Gregoire, then, turns to the 1601 history by Herrera, where the idea that de las Casas advocated for African slavery was first propounded. He notices that Herrera quotes no source, no text, even though the unpublished works of de las Casas were available to him – indeed, he exploited them for his book.
Then, Gregoire does some nice SherlockHolmes-ery. As in the curious case of the dog who didn’t bark in the night, a clue in The Silver Blaze, Gregoire examines if there were other voices raised about de las Casas in the period between 1517 (when de las Casas supposedly wrote to the King suggesting African slaves for the Americas) and 1601. In fact, what Gregoire finds are other candidates who suggested African slaves, and names them. But none of them are the Bishop of Chiapas.

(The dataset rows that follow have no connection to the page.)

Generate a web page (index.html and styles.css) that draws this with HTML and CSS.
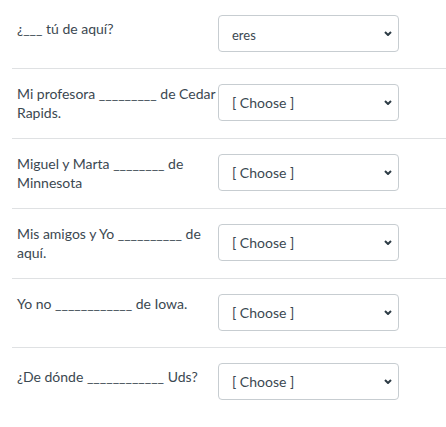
FILE: index.html
```html
<!DOCTYPE html>
<html lang="es">
<head>
<meta charset="utf-8">
<title>Quiz</title>
<link rel="stylesheet" href="styles.css">
</head>
<body>
<div class="list">
  <div class="row">
    <div class="q q-low">¿___ tú de aquí?</div>
    <div class="sel"><span class="val val-small">eres</span><svg class="chev" viewBox="0 0 8 5" width="8" height="5"><path d="M1 1 L4 4 L7 1" fill="none" stroke="#2d3b45" stroke-width="2"/></svg></div>
  </div>
  <div class="row">
    <div class="q">Mi profesora _________ de Cedar Rapids.</div>
    <div class="sel"><span class="val">[ Choose ]</span><svg class="chev" viewBox="0 0 8 5" width="8" height="5"><path d="M1 1 L4 4 L7 1" fill="none" stroke="#2d3b45" stroke-width="2"/></svg></div>
  </div>
  <div class="row">
    <div class="q">Miguel y Marta ________ de Minnesota</div>
    <div class="sel"><span class="val">[ Choose ]</span><svg class="chev" viewBox="0 0 8 5" width="8" height="5"><path d="M1 1 L4 4 L7 1" fill="none" stroke="#2d3b45" stroke-width="2"/></svg></div>
  </div>
  <div class="row">
    <div class="q">Mis amigos y Yo __________ de aquí.</div>
    <div class="sel"><span class="val">[ Choose ]</span><svg class="chev" viewBox="0 0 8 5" width="8" height="5"><path d="M1 1 L4 4 L7 1" fill="none" stroke="#2d3b45" stroke-width="2"/></svg></div>
  </div>
  <div class="row">
    <div class="q">Yo no ____________ de Iowa.</div>
    <div class="sel"><span class="val">[ Choose ]</span><svg class="chev" viewBox="0 0 8 5" width="8" height="5"><path d="M1 1 L4 4 L7 1" fill="none" stroke="#2d3b45" stroke-width="2"/></svg></div>
  </div>
  <div class="row row-last">
    <div class="q q-low">¿De dónde ____________ Uds?</div>
    <div class="sel"><span class="val">[ Choose ]</span><svg class="chev" viewBox="0 0 8 5" width="8" height="5"><path d="M1 1 L4 4 L7 1" fill="none" stroke="#2d3b45" stroke-width="2"/></svg></div>
  </div>
</div>
</body>
</html>
```

FILE: styles.css
```css
html, body {
  margin: 0;
  padding: 0;
  background: #ffffff;
}
body {
  font-family: Lato, "Open Sans", "Liberation Sans", sans-serif;
  color: #3b4851;
}
.list {
  margin-left: 12px;
}
.row {
  display: flex;
  align-items: flex-start;
  padding: 15px 0 16px 5px;
  border-bottom: 1px solid #dfe1e3;
}
.row-last {
  border-bottom: none;
}
.q {
  width: 201px;
  font-size: 14px;
  line-height: 19px;
  padding-top: 0;
}
.q-low {
  padding-top: 4px;
}
.sel {
  box-sizing: border-box;
  width: 181px;
  height: 37px;
  border: 1px solid #c7cdd1;
  border-radius: 4px;
  display: flex;
  align-items: center;
  justify-content: space-between;
  padding: 0 6px 0 13px;
}
.val {
  font-size: 14px;
  color: #3b4851;
}
.val-small {
  font-size: 13px;
  padding-top: 2px;
}
.chev {
  display: block;
}
```
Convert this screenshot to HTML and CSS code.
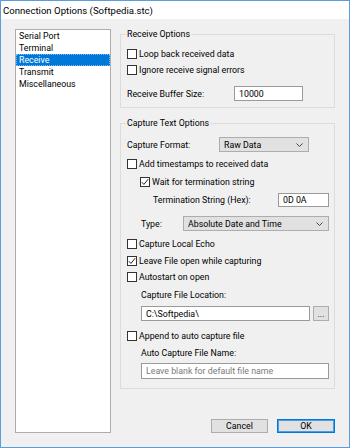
FILE: index.html
```html
<!DOCTYPE html>
<html lang="en">
<head>
    <meta charset="UTF-8">
    <meta name="viewport" content="width=device-width, initial-scale=1.0">
    <title>Connection Options</title>
    <link rel="stylesheet" href="styles.css">
</head>
<body>
    <div class="window">
        <div class="titlebar">Connection Options (Softpedia.stc)</div>
        <div class="body">
            <ul class="nav-list">
                <li>Serial Port</li>
                <li>Terminal</li>
                <li class="selected">Receive</li>
                <li>Transmit</li>
                <li>Miscellaneous</li>
            </ul>
            <div class="pane">
                <fieldset class="group group-receive">
                    <legend>Receive Options</legend>
                    <label class="row check"><span class="box"></span>Loop back received data</label>
                    <label class="row check"><span class="box"></span>Ignore receive signal errors</label>
                    <div class="row r-buffer">
                        <span class="label-buffer">Receive Buffer Size:</span>
                        <input class="field field-buffer" type="text" value="10000">
                    </div>
                </fieldset>

                <fieldset class="group group-capture">
                    <legend>Capture Text Options</legend>
                    <div class="row r-fmt">
                        <span class="label-fmt">Capture Format:</span>
                        <div class="select select-fmt"><span>Raw Data</span>
                            <svg width="7" height="4" viewBox="0 0 7 4"><path d="M0.5 0.5 L3.5 3.5 L6.5 0.5" fill="none" stroke="#444" stroke-width="1"/></svg>
                        </div>
                    </div>
                    <label class="row check r-stamp"><span class="box"></span>Add timestamps to received data</label>
                    <label class="row check r-wait"><span class="box">
                        <svg width="8" height="8" viewBox="0 0 8 8"><path d="M0.8 4.2 L2.9 6.4 L7.2 1.2" fill="none" stroke="#222" stroke-width="1"/></svg>
                    </span>Wait for termination string</label>
                    <div class="row r-term">
                        <span>Termination String (Hex):</span>
                        <input class="field field-term" type="text" value="0D 0A">
                    </div>
                    <div class="row r-type">
                        <span>Type:</span>
                        <div class="select select-type"><span>Absolute Date and Time</span>
                            <svg width="7" height="4" viewBox="0 0 7 4"><path d="M0.5 0.5 L3.5 3.5 L6.5 0.5" fill="none" stroke="#444" stroke-width="1"/></svg>
                        </div>
                    </div>
                    <label class="row check r-echo"><span class="box"></span>Capture Local Echo</label>
                    <label class="row check r-leave"><span class="box">
                        <svg width="8" height="8" viewBox="0 0 8 8"><path d="M0.8 4.2 L2.9 6.4 L7.2 1.2" fill="none" stroke="#222" stroke-width="1"/></svg>
                    </span>Leave File open while capturing</label>
                    <label class="row check"><span class="box"></span>Autostart on open</label>
                    <div class="row r-loclabel">Capture File Location:</div>
                    <div class="row r-loc">
                        <input class="field field-loc" type="text" value="C:\Softpedia\">
                        <button class="btn btn-browse">...</button>
                    </div>
                    <label class="row check r-append"><span class="box"></span>Append to auto capture file</label>
                    <div class="row r-namelabel">Auto Capture File Name:</div>
                    <div class="row r-name">
                        <input class="field field-name" type="text" placeholder="Leave blank for default file name">
                    </div>
                </fieldset>

                <div class="buttons">
                    <button class="btn btn-cancel">Cancel</button>
                    <button class="btn btn-ok">OK</button>
                </div>
            </div>
        </div>
    </div>
</body>
</html>
```

FILE: styles.css
```css
body {
    margin: 0;
    font-family: Roboto, "Liberation Sans", Arial, sans-serif;
    font-size: 8.8px;
    color: #000;
    background: #fff;
}

.window {
    width: 350px;
    height: 448px;
    box-sizing: border-box;
    border: 1px solid #5b9de0;
    display: flex;
    flex-direction: column;
    background: #f0f0f0;
}

.titlebar {
    height: 18px;
    background: #fff;
    padding-left: 2px;
    display: flex;
    align-items: center;
    font-size: 9.6px;
}

.body {
    flex: 1;
    display: flex;
    gap: 9px;
    padding: 9px 14px 14px;
}

.nav-list {
    list-style: none;
    margin: 1px 0 0;
    padding: 0;
    width: 96px;
    box-sizing: border-box;
    border: 1px solid #adadad;
    background: #fff;
}

.nav-list li {
    height: 12px;
    line-height: 12px;
    padding-left: 3px;
}

.nav-list li.selected {
    background: #0078d7;
    color: #fff;
    outline: 1px dotted #7fb8ea;
    outline-offset: -1px;
}

.pane {
    flex: 1;
    display: flex;
    flex-direction: column;
    min-width: 0;
}

.group {
    margin: 0;
    border: 1px solid #dcdcdc;
    padding: 6px 5px 6px 6px;
    min-width: 0;
}

.group legend {
    padding: 0 1px;
    margin-left: -1px;
    line-height: 12px;
}

.group-capture {
    margin-top: 9px;
    padding-top: 0;
    padding-bottom: 9px;
}

.row {
    display: flex;
    align-items: center;
    height: 16px;
}

.box {
    width: 10px;
    height: 10px;
    box-sizing: border-box;
    border: 1px solid #333;
    background: #fff;
    margin-right: 2px;
    display: inline-flex;
    align-items: center;
    justify-content: center;
}

.field {
    box-sizing: border-box;
    height: 100%;
    border: 1px solid #9a9a9a;
    background: #fff;
    font: inherit;
    padding: 0 4px;
    margin: 0;
    outline: none;
}

.field::placeholder {
    color: #7a7a7a;
}

.select {
    box-sizing: border-box;
    height: 100%;
    border: 1px solid #adadad;
    background: #e1e1e1;
    display: flex;
    align-items: center;
    justify-content: space-between;
    padding: 0 5px 0 4px;
}

.btn {
    box-sizing: border-box;
    margin: 0;
    padding: 0;
    border: 1px solid #adadad;
    background: #e1e1e1;
    font: inherit;
    color: #000;
}

/* receive group */
.r-buffer {
    margin-top: 8px;
    height: 15px;
}

.label-buffer {
    width: 107px;
}

.field-buffer {
    width: 69px;
}

/* capture group */
.r-fmt {
    margin-top: 8px;
    height: 15px;
}

.label-fmt {
    width: 92px;
}

.select-fmt {
    width: 90px;
}

.r-stamp {
    margin-top: 4px;
}

.r-wait {
    margin-top: 2px;
    padding-left: 13px;
}

.r-term {
    margin-top: 3px;
    height: 14px;
    padding-left: 26px;
}

.field-term {
    margin-left: auto;
    width: 51px;
}

.r-type {
    margin-top: 9px;
    height: 15px;
    padding-left: 14px;
}

.select-type {
    margin-left: auto;
    width: 146px;
}

.r-echo {
    margin-top: 5px;
}

.r-leave {
    margin-top: 1px;
}

.r-loclabel {
    margin-top: 3px;
    height: 14px;
    padding-left: 14px;
}

.r-loc {
    margin-top: 4px;
    height: 15px;
    padding-left: 14px;
    gap: 3px;
}

.field-loc {
    flex: 1;
    min-width: 0;
}

.btn-browse {
    width: 16px;
    height: 100%;
    line-height: 8px;
}

.r-append {
    margin-top: 7px;
}

.r-namelabel {
    margin-top: 2px;
    height: 14px;
    padding-left: 14px;
}

.r-name {
    margin-top: 3px;
    padding-left: 14px;
}

.field-name {
    flex: 1;
    min-width: 0;
}

/* dialog buttons */
.buttons {
    margin-top: auto;
    display: flex;
    justify-content: flex-end;
    gap: 9px;
}

.btn-cancel {
    width: 57px;
    height: 14px;
}

.btn-ok {
    width: 58px;
    height: 14px;
    border-color: #0078d7;
    box-shadow: inset 0 0 0 1px #4c9de3;
}
```
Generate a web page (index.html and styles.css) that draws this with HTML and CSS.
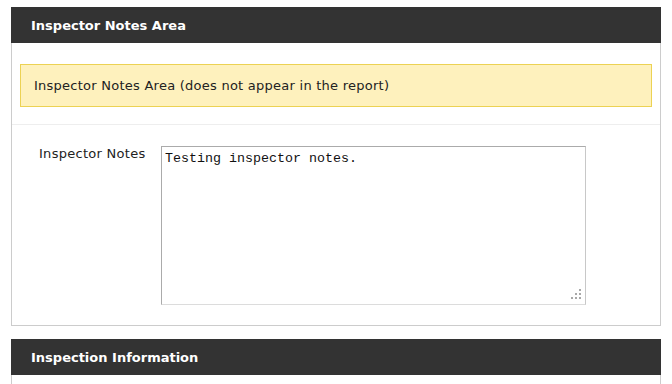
FILE: index.html
```html
<!DOCTYPE html>
<html>
<head>
<meta charset="utf-8">
<link rel="stylesheet" href="styles.css">
</head>
<body>
<div class="page">
  <section class="panel">
    <div class="panel-head">Inspector Notes Area</div>
    <div class="panel-body">
      <div class="notice-row">
        <div class="notice">Inspector Notes Area (does not appear in the report)</div>
      </div>
      <div class="field-row">
        <label class="field-label" for="notes">Inspector Notes</label>
        <div class="textarea-wrap">
          <textarea id="notes" class="notes">Testing inspector notes.</textarea>
          <span class="grip"><i></i><i></i><i></i><i></i><i></i><i></i></span>
        </div>
      </div>
    </div>
  </section>
  <section class="panel">
    <div class="panel-head">Inspection Information</div>
    <div class="panel-body short"></div>
  </section>
</div>
</body>
</html>
```

FILE: styles.css
```css
html, body {
  margin: 0;
  padding: 0;
  background: #fff;
  overflow: hidden;
}
body {
  font-family: "DejaVu Sans", Verdana, sans-serif;
  font-size: 13px;
  color: #222;
}
.page {
  padding: 7px 0 0 11px;
  width: 650px;
}
.panel {
  margin-bottom: 13px;
}
.panel-head {
  background: #333333;
  color: #fff;
  font-weight: bold;
  font-size: 13px;
  height: 36px;
  line-height: 37px;
  padding-left: 20px;
}
.panel-body {
  border: 1px solid #cccccc;
  border-top: none;
}
.panel-body.short {
  height: 20px;
}
.notice-row {
  padding: 21px 8px 17px 8px;
  border-bottom: 1px solid #eeeeee;
}
.notice {
  background: #fef1bd;
  border: 1px solid #ecd253;
  height: 41px;
  line-height: 42px;
  padding-left: 13px;
  font-size: 13px;
  letter-spacing: 0.25px;
  color: #222;
}
.field-row {
  display: flex;
  padding: 21px 0 20px 27px;
}
.field-label {
  width: 122px;
  font-size: 13px;
  letter-spacing: 0.28px;
  padding-top: 0;
  color: #222;
}
.textarea-wrap {
  position: relative;
  width: 425px;
  height: 159px;
}
.notes {
  box-sizing: border-box;
  width: 425px;
  height: 159px;
  margin: 0;
  border: 1px solid #ababab;
  border-bottom-color: #dcdcdc;
  border-right-color: #c8c8c8;
  padding: 4px 3px;
  font-family: "Liberation Mono", "Courier New", monospace;
  font-size: 13.33px;
  line-height: 15px;
  color: #111;
  resize: none;
  outline: none;
  display: block;
}
.grip {
  position: absolute;
  right: 5px;
  bottom: 6px;
  width: 10px;
  height: 10px;
  display: grid;
  grid-template-columns: repeat(3, 2px);
  grid-template-rows: repeat(3, 2px);
  gap: 2px;
}
.grip i {
  display: block;
  width: 2px;
  height: 2px;
  background: #a8a8a8;
}
.grip i:nth-child(1) { grid-column: 3; grid-row: 1; }
.grip i:nth-child(2) { grid-column: 2; grid-row: 2; }
.grip i:nth-child(3) { grid-column: 3; grid-row: 2; }
.grip i:nth-child(4) { grid-column: 1; grid-row: 3; }
.grip i:nth-child(5) { grid-column: 2; grid-row: 3; }
.grip i:nth-child(6) { grid-column: 3; grid-row: 3; }
```
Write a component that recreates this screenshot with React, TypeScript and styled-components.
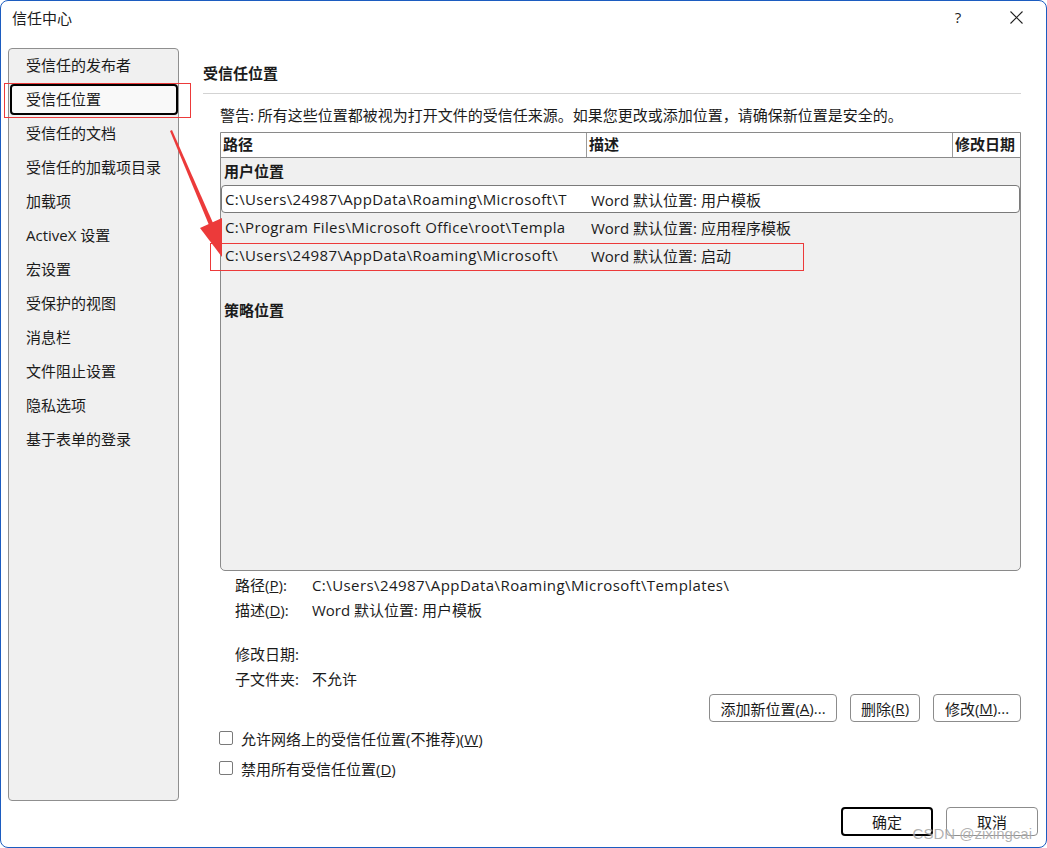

Finally, Gregoire brings together his ideas on he topic, and introduces a discovery: an anonymous manuscript in the national library in Paris that seems to date from Casas’s lifetime, is addressed to the Court in Madrid, and suggests that the Spanish conquest was entirely illegitimate and that the Spanish should give back Peru to the Incas and that they have to restore ownership of all mines, land and property to the Indians. This, of course, is a ultra ultra radical proposition, but a reasonable, and certainly, for the Bishop of Chiapas, a Christian one. It simply doesn’t fit with the idea of mass enslavement of Africans.

Gregoire rounds out his pamphlet with a summarizing paragraph that I like quite a bit:

Look at how the error established itself and took root. Thirty years after the death of Las Casas, there comes a credulous or malevolent history, who, without proof, directs an accusation, unvoiced up to then, against him. Some repeat it without examining it; others conclude that he was the first to introduce the slave trade: here already we have a commentary that exaggerates on the text. Then one ties these ideas to the barbarities justly thrown at the English, Dutch and French colonists, and [this is how] one elevates a whole scaffold of calumnies.”

Fake news in 1601. Fake news in 1800.